**Given instruction**
Give only the number of lines that include the string "index".

**Stored data**
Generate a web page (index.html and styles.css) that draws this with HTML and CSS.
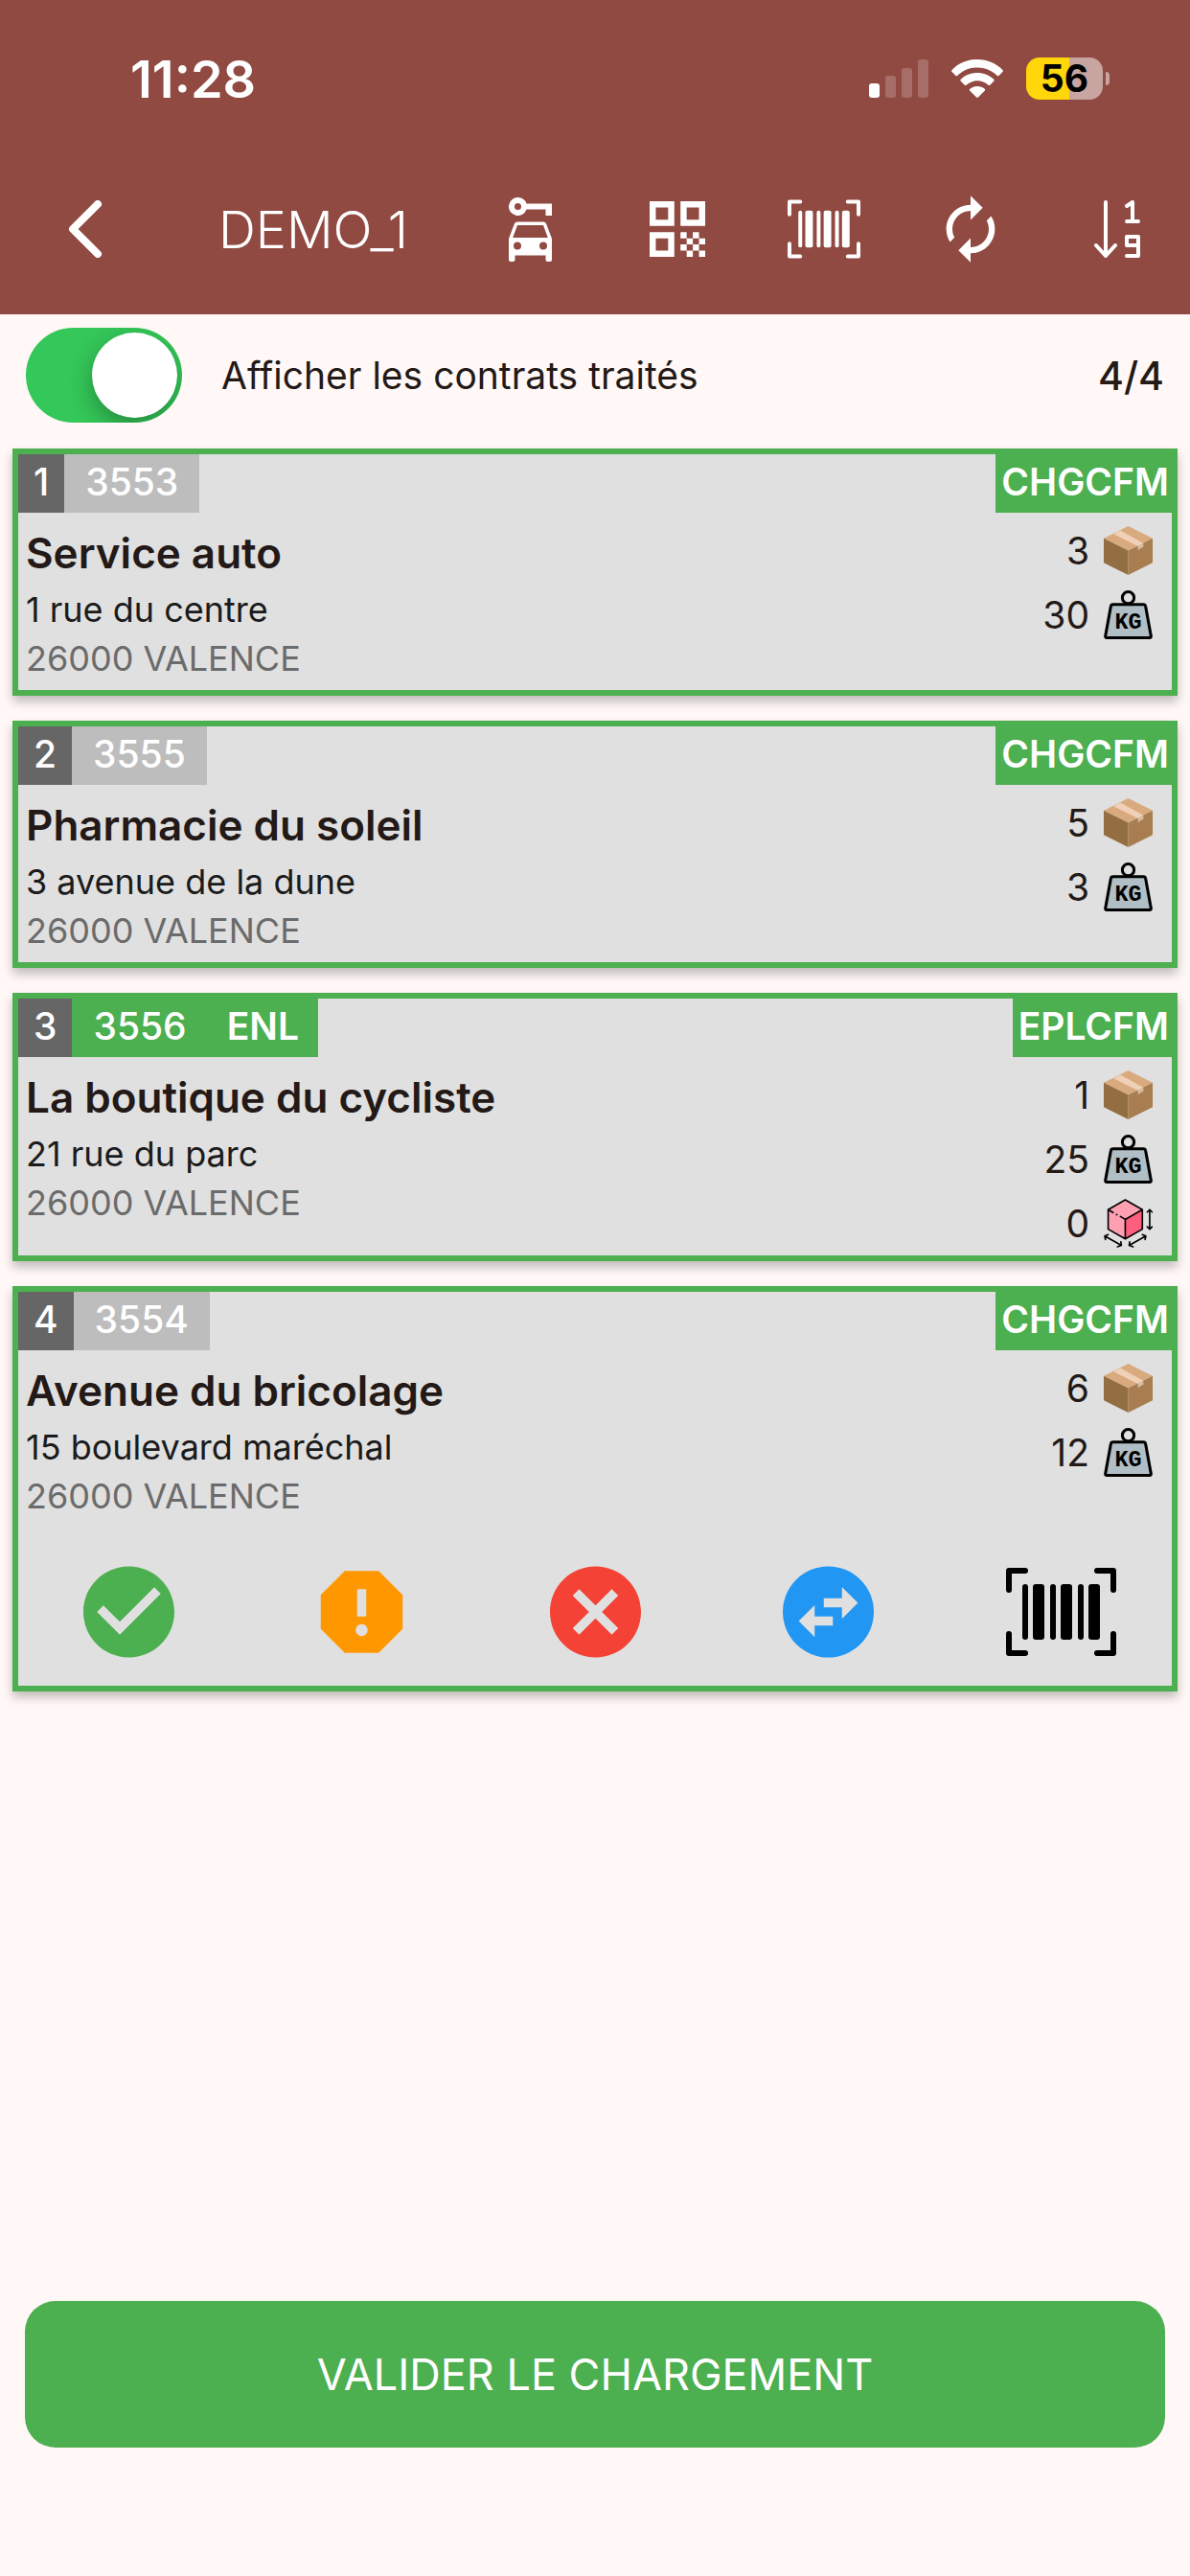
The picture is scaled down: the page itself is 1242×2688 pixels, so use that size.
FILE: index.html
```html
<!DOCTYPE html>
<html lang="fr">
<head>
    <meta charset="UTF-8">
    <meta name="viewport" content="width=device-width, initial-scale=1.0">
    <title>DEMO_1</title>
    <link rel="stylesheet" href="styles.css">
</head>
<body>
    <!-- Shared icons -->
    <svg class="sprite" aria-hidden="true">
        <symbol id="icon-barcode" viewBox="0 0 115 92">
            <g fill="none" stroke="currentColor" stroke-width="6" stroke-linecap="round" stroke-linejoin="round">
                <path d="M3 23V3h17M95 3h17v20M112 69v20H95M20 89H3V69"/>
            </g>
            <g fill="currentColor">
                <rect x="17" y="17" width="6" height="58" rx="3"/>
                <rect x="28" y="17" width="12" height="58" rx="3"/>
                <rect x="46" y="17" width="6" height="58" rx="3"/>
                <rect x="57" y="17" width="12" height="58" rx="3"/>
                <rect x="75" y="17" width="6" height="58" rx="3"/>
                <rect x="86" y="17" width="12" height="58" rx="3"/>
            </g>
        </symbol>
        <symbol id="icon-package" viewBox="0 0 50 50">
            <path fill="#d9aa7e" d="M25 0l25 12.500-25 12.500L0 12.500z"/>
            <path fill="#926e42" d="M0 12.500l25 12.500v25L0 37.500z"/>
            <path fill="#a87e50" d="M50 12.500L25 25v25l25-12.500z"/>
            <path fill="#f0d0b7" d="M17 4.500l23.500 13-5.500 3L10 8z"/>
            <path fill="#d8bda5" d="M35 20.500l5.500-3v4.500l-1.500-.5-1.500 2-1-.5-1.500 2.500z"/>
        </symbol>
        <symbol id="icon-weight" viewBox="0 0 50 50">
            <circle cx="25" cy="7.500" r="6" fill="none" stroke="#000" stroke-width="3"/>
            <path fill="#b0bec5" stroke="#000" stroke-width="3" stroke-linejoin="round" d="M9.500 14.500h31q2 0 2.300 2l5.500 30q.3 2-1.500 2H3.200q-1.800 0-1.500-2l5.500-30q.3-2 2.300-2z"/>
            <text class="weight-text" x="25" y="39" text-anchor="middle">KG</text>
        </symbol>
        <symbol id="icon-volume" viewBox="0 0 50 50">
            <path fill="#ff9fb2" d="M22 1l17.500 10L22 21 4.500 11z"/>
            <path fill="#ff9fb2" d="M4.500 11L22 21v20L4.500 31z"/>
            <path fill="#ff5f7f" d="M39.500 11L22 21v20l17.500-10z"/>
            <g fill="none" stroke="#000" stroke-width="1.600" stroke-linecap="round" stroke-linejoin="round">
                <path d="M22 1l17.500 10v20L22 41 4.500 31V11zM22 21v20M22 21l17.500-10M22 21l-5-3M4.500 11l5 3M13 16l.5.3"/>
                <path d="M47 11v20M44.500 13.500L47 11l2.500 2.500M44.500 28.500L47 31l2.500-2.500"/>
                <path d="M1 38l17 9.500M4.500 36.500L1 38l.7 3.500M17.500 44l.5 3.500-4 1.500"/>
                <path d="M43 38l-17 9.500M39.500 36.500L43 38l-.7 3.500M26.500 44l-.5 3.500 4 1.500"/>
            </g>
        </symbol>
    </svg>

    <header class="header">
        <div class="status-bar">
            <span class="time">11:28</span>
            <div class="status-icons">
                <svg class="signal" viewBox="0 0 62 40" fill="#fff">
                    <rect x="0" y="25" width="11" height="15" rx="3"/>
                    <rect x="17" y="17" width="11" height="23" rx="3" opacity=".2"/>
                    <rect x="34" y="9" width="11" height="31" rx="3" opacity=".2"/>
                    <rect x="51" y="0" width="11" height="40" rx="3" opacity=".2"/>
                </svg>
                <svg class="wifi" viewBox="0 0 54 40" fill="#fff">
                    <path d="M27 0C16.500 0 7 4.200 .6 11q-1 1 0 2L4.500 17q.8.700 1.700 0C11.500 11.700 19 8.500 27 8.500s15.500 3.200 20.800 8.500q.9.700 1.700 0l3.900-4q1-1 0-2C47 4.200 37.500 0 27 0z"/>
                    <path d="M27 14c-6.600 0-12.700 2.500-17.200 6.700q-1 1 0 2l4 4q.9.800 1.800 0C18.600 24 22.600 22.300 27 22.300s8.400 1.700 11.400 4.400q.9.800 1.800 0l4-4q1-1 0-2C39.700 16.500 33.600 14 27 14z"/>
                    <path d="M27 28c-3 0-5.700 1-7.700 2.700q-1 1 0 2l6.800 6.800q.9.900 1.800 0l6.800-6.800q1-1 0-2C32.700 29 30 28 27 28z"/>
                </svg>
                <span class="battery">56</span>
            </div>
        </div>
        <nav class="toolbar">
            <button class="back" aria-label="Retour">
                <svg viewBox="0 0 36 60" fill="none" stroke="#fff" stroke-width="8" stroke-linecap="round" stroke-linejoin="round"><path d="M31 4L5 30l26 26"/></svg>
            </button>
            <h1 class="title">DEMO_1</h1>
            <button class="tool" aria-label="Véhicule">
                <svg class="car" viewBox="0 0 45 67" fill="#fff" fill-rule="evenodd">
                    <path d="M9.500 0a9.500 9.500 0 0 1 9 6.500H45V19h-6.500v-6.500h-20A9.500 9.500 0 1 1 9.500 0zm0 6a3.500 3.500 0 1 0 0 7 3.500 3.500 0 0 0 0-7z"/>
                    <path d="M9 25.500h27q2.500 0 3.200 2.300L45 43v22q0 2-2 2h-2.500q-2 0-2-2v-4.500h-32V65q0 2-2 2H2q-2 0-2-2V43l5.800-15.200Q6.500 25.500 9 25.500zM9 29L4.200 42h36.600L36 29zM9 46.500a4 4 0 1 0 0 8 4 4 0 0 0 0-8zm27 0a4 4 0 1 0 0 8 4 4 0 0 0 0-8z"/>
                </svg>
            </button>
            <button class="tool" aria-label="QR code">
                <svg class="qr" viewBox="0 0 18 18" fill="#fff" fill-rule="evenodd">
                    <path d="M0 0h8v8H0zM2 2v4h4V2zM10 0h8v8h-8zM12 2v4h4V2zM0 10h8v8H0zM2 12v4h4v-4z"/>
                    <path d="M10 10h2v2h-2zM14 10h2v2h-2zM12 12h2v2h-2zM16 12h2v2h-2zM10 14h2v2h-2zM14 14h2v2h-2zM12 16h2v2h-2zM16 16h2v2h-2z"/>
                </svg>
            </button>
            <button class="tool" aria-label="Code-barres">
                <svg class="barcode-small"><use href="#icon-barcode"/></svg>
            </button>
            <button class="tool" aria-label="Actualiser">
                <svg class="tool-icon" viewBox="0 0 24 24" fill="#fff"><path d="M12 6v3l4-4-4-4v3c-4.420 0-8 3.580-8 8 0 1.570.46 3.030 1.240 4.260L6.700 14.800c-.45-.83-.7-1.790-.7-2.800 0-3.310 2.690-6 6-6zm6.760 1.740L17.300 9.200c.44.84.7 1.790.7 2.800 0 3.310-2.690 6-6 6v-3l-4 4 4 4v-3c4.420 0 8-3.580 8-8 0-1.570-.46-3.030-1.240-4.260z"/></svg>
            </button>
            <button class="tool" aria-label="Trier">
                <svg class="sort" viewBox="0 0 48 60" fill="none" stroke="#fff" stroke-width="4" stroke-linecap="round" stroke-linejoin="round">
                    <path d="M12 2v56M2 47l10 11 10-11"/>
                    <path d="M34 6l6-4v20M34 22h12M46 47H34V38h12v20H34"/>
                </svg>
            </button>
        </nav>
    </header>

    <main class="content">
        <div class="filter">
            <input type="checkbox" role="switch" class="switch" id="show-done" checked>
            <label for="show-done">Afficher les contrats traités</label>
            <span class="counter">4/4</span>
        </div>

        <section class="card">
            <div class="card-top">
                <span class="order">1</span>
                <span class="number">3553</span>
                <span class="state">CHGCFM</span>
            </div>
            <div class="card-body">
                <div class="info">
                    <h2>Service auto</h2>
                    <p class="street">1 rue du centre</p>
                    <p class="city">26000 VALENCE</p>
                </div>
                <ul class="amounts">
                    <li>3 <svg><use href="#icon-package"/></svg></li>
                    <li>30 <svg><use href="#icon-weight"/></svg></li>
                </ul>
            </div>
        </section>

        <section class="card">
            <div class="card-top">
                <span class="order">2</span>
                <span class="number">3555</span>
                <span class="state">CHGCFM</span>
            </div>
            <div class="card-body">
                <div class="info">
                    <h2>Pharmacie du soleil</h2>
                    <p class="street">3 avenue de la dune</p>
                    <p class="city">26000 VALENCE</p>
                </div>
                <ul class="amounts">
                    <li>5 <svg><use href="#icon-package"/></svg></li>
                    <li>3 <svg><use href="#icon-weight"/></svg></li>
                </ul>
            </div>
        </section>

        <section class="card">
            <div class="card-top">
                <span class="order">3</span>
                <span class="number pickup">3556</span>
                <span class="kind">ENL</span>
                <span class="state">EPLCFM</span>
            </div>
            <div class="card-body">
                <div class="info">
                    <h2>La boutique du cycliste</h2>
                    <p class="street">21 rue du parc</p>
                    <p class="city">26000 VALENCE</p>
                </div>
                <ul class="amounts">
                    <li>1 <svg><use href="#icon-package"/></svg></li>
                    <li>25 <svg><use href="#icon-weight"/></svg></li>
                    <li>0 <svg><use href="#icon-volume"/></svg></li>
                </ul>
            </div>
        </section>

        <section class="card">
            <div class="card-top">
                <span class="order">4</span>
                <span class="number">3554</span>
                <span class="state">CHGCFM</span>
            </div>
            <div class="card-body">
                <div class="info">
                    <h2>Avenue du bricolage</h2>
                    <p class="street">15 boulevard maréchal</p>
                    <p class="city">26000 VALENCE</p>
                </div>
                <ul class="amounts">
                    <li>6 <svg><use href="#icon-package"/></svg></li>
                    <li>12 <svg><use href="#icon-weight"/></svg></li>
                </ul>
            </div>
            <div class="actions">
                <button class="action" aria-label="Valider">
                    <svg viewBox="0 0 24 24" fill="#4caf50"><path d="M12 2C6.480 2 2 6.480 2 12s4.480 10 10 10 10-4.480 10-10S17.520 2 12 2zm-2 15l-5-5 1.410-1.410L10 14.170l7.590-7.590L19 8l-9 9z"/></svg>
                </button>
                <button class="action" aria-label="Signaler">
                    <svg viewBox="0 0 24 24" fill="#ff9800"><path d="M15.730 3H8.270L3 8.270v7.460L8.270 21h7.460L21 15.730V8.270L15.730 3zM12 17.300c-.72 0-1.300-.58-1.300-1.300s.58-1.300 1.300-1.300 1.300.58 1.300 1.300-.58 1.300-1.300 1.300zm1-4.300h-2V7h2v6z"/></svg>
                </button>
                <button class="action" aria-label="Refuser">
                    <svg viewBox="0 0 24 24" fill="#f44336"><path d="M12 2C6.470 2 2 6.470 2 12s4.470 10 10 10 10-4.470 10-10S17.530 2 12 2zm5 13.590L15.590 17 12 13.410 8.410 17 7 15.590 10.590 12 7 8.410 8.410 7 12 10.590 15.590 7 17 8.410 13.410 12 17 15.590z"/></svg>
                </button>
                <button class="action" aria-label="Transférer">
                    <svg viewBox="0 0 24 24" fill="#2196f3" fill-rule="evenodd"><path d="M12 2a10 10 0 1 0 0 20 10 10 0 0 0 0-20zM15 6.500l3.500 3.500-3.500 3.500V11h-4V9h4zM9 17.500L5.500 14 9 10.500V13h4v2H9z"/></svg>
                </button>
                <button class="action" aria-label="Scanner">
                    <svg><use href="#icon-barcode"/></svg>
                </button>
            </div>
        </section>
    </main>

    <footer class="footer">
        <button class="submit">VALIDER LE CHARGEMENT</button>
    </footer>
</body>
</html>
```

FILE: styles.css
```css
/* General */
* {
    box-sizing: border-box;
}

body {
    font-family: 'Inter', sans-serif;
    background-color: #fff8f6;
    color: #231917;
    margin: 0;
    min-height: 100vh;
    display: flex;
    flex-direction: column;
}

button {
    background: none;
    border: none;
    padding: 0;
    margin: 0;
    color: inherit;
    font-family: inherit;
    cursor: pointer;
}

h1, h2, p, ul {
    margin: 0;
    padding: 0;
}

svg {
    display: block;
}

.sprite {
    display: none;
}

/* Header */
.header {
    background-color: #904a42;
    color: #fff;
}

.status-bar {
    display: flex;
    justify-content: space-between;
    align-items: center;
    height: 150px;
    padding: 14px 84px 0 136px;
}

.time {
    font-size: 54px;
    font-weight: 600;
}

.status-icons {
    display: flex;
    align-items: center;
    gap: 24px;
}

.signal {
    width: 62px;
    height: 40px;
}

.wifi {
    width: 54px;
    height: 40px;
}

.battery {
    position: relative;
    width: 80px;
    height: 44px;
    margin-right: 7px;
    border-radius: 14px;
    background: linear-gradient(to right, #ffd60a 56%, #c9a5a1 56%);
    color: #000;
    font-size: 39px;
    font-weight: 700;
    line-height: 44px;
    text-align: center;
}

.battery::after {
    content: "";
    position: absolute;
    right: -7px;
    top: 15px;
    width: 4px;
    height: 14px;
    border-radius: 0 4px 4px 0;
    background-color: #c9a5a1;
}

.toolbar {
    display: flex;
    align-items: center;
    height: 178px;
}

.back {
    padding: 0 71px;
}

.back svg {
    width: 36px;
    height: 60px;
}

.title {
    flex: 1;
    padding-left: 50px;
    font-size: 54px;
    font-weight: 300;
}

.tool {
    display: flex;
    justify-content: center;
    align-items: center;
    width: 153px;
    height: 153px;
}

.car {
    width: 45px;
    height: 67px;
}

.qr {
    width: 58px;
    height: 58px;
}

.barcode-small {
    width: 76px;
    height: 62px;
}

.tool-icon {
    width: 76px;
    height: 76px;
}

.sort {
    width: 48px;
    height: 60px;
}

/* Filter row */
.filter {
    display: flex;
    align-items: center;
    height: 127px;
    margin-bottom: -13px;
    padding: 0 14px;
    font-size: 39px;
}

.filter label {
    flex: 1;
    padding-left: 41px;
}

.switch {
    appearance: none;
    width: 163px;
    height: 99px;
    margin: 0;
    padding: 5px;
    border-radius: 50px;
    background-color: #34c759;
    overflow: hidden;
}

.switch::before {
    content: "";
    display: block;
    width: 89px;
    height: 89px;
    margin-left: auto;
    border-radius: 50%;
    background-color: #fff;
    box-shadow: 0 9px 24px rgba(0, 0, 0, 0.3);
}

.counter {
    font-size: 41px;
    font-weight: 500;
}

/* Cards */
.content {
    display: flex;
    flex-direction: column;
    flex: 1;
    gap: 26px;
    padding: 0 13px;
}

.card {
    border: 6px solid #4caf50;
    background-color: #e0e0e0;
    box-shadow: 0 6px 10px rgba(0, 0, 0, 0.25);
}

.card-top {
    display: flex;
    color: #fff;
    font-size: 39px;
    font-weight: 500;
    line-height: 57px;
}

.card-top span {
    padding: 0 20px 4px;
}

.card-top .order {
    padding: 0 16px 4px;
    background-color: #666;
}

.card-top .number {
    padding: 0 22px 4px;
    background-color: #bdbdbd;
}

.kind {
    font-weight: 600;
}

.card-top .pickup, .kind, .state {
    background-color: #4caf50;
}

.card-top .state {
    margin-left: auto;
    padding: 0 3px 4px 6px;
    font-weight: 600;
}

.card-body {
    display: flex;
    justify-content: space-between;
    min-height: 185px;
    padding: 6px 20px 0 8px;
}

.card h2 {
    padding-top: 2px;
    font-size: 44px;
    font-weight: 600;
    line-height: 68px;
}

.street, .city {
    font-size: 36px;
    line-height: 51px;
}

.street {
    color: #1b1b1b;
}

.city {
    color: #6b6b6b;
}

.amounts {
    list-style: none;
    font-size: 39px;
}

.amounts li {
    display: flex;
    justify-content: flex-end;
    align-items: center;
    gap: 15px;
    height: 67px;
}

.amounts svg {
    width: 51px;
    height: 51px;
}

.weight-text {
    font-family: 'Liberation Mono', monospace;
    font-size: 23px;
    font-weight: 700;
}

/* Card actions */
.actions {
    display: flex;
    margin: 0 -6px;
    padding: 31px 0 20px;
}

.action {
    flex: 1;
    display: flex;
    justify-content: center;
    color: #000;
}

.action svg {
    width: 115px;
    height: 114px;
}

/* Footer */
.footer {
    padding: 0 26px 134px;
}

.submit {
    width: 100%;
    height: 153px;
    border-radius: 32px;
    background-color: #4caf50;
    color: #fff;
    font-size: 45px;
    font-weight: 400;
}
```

**Exercise solution**
2